### Goal
Please reproduce exactly the lines between the line holding "Recreate this image" and the line holding "<Hint>Wähle die beiden", inclusive, leaving out any pictures.
--- start of Given data ---
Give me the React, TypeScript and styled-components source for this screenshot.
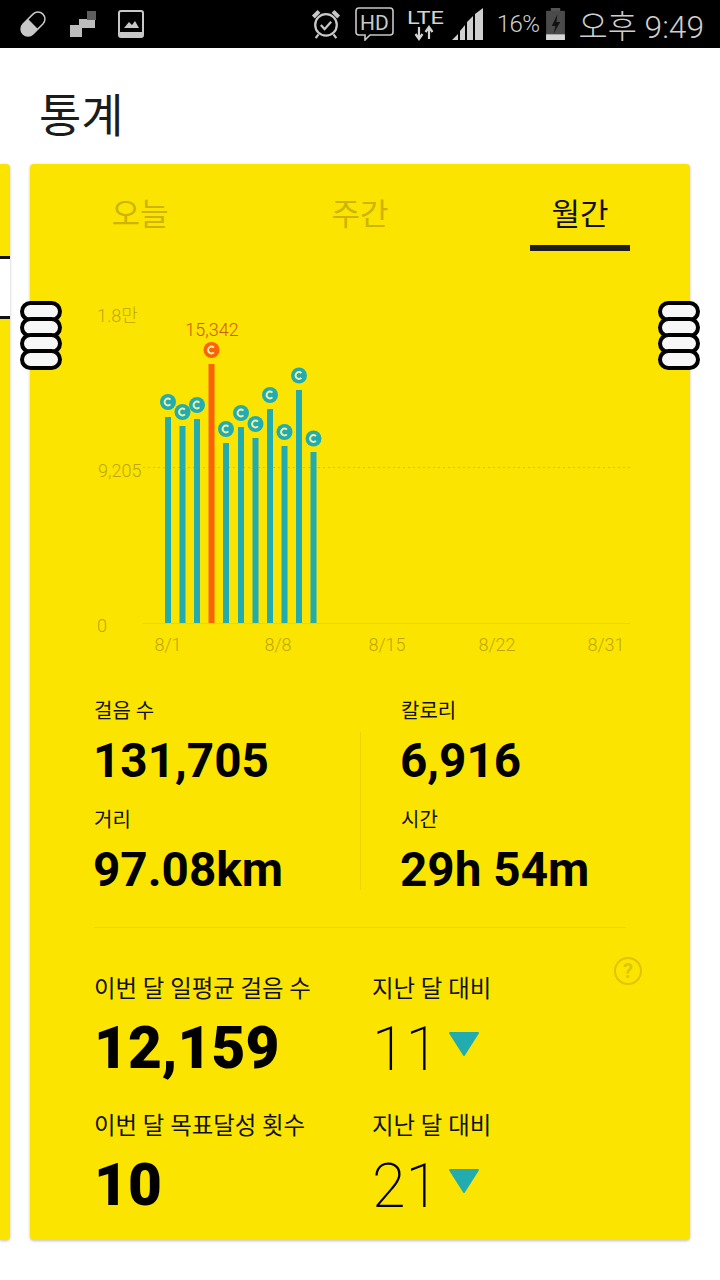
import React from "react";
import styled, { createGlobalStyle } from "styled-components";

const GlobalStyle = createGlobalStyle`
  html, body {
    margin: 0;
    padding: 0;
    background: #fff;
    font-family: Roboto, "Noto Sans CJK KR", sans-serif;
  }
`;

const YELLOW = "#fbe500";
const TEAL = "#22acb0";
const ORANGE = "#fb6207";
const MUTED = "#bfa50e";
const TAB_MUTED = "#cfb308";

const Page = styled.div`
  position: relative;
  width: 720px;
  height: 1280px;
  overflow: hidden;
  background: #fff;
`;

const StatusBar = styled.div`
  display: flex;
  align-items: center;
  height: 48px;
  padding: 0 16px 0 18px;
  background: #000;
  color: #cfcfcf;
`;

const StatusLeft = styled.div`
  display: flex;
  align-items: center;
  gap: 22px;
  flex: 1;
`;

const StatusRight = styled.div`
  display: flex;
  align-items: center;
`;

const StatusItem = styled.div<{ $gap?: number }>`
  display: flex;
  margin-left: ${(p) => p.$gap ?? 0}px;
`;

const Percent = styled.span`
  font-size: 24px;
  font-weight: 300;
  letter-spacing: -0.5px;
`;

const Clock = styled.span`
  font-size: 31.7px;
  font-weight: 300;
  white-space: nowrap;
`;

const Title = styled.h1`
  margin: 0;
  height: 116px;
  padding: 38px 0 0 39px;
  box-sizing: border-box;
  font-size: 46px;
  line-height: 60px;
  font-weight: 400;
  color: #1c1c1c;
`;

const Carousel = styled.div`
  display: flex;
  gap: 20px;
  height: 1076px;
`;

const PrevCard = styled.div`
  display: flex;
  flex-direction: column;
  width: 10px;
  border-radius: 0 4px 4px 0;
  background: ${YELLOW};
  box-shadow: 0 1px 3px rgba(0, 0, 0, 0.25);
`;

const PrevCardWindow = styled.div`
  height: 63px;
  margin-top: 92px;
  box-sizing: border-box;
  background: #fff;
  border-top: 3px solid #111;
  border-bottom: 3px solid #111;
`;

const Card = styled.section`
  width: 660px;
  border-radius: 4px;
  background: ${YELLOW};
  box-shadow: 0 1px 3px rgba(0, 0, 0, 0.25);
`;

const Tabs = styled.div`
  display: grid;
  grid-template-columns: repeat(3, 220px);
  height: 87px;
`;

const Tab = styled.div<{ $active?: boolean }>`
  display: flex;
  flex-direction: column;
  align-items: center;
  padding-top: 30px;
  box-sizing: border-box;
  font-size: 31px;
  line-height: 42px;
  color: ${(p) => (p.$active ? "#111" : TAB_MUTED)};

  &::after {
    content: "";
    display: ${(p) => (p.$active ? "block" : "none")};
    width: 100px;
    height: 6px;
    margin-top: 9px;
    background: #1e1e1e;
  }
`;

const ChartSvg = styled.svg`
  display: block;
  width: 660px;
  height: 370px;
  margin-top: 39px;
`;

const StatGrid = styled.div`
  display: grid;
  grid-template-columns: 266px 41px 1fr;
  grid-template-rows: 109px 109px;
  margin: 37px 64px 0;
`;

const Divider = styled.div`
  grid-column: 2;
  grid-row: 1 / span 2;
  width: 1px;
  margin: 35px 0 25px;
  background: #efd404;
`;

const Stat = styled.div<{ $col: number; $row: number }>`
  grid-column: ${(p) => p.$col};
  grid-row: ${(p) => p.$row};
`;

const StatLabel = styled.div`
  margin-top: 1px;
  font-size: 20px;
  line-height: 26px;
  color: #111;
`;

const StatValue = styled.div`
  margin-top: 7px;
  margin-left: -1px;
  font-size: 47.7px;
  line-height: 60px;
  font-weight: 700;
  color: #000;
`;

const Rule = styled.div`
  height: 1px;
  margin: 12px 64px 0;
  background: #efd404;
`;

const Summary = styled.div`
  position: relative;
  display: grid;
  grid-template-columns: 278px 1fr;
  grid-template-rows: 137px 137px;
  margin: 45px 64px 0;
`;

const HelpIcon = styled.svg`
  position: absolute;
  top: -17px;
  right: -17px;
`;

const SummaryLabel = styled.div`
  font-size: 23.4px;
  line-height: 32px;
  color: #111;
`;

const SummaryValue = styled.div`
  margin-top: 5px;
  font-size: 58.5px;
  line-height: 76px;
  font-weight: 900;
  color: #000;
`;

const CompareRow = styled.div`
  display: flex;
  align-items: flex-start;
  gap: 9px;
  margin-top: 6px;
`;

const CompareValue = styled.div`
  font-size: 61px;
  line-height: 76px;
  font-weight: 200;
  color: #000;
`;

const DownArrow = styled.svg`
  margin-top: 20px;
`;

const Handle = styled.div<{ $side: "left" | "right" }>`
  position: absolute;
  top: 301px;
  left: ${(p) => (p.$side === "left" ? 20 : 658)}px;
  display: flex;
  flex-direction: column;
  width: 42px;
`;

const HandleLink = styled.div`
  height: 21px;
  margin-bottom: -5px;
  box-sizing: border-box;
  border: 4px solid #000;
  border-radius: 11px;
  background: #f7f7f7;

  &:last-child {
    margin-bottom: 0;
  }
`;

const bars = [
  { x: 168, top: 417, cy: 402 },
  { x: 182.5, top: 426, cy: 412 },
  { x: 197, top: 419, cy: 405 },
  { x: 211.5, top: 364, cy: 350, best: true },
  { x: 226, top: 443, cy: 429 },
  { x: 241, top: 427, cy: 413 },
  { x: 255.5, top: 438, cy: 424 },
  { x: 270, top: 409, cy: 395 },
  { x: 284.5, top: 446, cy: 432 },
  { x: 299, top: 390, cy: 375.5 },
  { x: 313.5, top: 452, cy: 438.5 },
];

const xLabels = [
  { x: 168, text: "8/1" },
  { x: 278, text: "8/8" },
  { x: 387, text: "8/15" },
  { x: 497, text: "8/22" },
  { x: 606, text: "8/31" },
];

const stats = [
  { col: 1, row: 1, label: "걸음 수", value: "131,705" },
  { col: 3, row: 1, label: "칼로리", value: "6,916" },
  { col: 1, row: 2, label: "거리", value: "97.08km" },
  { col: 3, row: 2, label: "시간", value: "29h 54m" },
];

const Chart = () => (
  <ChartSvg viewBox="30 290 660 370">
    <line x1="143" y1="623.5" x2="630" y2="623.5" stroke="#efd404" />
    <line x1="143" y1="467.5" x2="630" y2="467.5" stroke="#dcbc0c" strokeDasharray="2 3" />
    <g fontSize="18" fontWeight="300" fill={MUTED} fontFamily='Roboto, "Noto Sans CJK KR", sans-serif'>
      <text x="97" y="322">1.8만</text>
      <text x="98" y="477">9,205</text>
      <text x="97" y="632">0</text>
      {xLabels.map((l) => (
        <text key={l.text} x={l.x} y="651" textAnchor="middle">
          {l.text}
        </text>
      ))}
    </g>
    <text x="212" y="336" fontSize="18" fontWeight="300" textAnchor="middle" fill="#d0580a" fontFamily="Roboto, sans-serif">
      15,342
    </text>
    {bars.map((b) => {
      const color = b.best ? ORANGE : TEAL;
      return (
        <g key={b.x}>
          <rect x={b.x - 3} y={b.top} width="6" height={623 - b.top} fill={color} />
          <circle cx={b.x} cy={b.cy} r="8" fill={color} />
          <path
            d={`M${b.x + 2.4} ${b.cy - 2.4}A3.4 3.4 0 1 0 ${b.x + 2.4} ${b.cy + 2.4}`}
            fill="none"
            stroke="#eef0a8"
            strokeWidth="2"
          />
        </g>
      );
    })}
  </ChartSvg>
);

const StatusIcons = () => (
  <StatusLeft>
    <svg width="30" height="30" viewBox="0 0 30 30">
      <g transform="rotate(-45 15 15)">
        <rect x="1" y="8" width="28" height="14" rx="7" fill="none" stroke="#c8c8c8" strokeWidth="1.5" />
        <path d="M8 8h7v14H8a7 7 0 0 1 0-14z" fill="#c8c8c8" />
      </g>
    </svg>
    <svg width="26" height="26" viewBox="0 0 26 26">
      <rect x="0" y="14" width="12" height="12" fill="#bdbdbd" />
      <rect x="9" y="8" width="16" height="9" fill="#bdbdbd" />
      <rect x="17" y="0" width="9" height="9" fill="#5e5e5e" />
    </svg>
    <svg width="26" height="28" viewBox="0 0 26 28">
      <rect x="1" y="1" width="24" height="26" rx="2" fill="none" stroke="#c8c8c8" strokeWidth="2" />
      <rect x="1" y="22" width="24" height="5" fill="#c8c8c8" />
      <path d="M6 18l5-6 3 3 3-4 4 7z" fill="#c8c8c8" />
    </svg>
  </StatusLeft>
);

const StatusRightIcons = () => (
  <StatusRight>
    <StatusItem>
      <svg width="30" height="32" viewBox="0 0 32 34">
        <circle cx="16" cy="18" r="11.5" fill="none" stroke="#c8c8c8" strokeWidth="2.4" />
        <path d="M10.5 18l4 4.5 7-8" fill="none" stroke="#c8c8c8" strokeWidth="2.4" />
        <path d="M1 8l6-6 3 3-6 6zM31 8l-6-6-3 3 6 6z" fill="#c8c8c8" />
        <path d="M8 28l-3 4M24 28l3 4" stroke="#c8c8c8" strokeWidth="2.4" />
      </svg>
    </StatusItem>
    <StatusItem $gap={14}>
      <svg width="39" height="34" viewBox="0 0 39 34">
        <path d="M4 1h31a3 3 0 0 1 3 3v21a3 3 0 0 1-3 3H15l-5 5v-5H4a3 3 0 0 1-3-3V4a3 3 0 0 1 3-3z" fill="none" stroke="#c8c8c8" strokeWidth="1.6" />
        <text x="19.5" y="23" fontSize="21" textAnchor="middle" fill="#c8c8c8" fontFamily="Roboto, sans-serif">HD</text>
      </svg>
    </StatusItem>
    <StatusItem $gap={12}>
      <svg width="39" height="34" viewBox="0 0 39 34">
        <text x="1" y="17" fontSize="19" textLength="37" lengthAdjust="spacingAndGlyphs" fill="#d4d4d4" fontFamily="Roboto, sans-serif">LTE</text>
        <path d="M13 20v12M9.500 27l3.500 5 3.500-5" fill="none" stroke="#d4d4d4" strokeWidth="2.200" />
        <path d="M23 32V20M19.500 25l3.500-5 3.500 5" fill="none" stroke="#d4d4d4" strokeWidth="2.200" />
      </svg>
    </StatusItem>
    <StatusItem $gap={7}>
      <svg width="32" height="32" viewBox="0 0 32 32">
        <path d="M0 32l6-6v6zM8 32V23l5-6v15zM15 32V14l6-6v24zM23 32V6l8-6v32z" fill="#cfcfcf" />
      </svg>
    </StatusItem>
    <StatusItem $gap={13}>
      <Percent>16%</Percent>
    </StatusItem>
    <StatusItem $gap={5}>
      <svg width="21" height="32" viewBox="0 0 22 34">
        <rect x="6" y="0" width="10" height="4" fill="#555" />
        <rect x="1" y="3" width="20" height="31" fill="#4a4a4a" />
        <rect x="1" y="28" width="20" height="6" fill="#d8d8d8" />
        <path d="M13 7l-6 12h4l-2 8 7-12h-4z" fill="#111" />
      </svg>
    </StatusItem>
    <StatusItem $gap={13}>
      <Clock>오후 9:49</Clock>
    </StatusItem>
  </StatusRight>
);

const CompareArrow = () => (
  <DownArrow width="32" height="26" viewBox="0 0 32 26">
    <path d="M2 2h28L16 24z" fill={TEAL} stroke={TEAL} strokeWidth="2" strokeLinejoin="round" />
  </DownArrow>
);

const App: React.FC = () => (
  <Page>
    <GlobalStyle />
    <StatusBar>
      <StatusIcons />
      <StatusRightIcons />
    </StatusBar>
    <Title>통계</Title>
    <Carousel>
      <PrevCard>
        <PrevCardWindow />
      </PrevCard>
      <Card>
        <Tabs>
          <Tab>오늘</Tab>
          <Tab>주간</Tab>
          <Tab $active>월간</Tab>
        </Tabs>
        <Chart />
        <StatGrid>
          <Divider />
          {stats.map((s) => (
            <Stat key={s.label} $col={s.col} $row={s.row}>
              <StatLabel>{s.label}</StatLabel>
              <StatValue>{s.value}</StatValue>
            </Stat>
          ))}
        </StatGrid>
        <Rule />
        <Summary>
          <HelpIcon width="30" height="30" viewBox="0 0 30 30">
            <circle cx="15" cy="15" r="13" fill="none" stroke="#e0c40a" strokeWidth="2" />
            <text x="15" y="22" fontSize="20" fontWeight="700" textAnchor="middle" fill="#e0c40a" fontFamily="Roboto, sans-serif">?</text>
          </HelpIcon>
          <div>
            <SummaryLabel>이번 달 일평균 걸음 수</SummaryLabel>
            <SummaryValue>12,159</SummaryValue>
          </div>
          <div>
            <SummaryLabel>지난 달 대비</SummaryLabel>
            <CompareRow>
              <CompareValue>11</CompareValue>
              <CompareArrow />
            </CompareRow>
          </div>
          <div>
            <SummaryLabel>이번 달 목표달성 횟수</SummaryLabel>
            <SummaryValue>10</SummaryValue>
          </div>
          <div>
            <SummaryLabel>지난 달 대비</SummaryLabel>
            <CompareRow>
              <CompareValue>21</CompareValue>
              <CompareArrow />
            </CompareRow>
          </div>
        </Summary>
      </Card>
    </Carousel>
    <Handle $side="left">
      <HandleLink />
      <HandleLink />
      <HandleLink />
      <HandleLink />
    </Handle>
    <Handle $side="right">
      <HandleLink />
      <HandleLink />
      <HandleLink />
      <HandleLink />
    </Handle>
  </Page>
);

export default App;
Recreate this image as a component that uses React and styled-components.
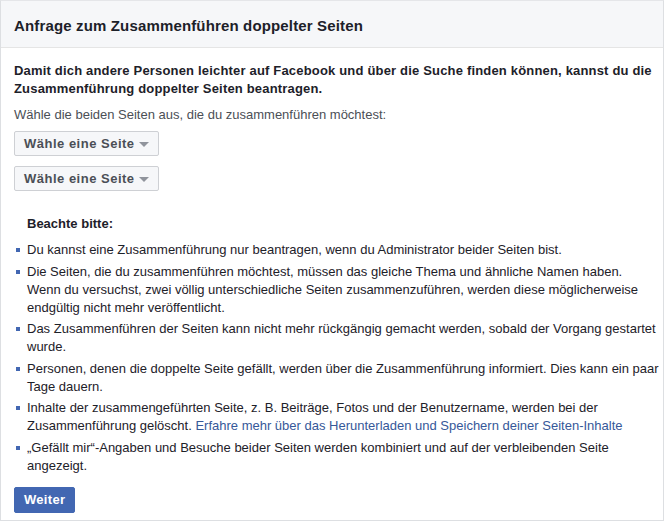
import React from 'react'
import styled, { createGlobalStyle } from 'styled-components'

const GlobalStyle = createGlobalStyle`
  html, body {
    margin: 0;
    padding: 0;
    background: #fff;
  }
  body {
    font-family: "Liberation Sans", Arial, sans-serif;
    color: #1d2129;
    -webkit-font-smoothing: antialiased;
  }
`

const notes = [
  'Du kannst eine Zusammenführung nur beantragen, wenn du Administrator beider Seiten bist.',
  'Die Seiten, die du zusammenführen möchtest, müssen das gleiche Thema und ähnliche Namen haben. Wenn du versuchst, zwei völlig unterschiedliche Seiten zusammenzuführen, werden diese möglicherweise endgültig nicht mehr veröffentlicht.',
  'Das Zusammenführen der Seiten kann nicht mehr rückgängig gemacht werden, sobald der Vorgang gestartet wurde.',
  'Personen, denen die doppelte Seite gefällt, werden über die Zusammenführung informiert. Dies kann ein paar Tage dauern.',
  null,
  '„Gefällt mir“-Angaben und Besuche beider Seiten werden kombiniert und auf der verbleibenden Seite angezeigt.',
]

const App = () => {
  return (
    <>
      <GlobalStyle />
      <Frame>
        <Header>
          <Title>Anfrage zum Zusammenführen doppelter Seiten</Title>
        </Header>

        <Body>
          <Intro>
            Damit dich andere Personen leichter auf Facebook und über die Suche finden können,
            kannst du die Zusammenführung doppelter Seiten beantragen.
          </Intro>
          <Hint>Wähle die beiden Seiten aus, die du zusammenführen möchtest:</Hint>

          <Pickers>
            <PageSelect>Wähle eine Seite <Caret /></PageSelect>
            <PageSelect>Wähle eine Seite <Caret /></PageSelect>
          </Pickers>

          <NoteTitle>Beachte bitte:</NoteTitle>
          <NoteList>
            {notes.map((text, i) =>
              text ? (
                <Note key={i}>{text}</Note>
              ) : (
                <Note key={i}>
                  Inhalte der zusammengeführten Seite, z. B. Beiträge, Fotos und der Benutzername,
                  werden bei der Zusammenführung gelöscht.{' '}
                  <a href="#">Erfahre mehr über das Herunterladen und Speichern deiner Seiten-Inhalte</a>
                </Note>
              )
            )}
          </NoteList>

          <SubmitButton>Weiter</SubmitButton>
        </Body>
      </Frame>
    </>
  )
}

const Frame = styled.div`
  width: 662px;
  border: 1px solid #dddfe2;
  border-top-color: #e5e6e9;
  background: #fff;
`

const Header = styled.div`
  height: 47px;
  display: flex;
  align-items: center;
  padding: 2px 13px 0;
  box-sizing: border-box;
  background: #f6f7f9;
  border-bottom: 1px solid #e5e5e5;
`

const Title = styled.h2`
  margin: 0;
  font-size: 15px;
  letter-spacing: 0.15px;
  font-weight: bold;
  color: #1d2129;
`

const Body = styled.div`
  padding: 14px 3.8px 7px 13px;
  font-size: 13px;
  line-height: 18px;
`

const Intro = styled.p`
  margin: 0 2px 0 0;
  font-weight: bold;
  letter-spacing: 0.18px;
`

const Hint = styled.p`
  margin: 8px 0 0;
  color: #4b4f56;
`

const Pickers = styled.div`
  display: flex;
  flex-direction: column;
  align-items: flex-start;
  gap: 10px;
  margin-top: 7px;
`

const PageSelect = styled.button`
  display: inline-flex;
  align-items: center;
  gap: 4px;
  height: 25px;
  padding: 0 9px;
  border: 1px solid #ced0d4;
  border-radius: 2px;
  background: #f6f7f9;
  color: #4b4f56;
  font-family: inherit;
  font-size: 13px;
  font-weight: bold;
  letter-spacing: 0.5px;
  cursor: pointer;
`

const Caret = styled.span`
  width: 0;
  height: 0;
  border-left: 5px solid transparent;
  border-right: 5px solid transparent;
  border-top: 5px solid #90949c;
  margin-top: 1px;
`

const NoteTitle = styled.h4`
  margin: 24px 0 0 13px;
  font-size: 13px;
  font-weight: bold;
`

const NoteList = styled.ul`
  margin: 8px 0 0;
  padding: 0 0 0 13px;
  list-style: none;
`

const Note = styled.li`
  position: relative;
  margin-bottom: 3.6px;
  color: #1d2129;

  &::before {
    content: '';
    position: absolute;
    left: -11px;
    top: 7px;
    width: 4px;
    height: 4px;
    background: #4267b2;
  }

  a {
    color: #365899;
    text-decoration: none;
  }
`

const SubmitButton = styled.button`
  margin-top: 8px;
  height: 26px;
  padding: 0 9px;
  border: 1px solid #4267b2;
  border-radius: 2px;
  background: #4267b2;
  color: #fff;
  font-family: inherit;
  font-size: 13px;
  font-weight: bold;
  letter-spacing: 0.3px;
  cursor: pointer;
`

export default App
--- end of Given data ---
### Full solution
Recreate this image as a component that uses React and styled-components.
import React from 'react'
import styled, { createGlobalStyle } from 'styled-components'

const GlobalStyle = createGlobalStyle`
  html, body {
    margin: 0;
    padding: 0;
    background: #fff;
  }
  body {
    font-family: "Liberation Sans", Arial, sans-serif;
    color: #1d2129;
    -webkit-font-smoothing: antialiased;
  }
`

const notes = [
  'Du kannst eine Zusammenführung nur beantragen, wenn du Administrator beider Seiten bist.',
  'Die Seiten, die du zusammenführen möchtest, müssen das gleiche Thema und ähnliche Namen haben. Wenn du versuchst, zwei völlig unterschiedliche Seiten zusammenzuführen, werden diese möglicherweise endgültig nicht mehr veröffentlicht.',
  'Das Zusammenführen der Seiten kann nicht mehr rückgängig gemacht werden, sobald der Vorgang gestartet wurde.',
  'Personen, denen die doppelte Seite gefällt, werden über die Zusammenführung informiert. Dies kann ein paar Tage dauern.',
  null,
  '„Gefällt mir“-Angaben und Besuche beider Seiten werden kombiniert und auf der verbleibenden Seite angezeigt.',
]

const App = () => {
  return (
    <>
      <GlobalStyle />
      <Frame>
        <Header>
          <Title>Anfrage zum Zusammenführen doppelter Seiten</Title>
        </Header>

        <Body>
          <Intro>
            Damit dich andere Personen leichter auf Facebook und über die Suche finden können,
            kannst du die Zusammenführung doppelter Seiten beantragen.
          </Intro>
          <Hint>Wähle die beiden Seiten aus, die du zusammenführen möchtest:</Hint>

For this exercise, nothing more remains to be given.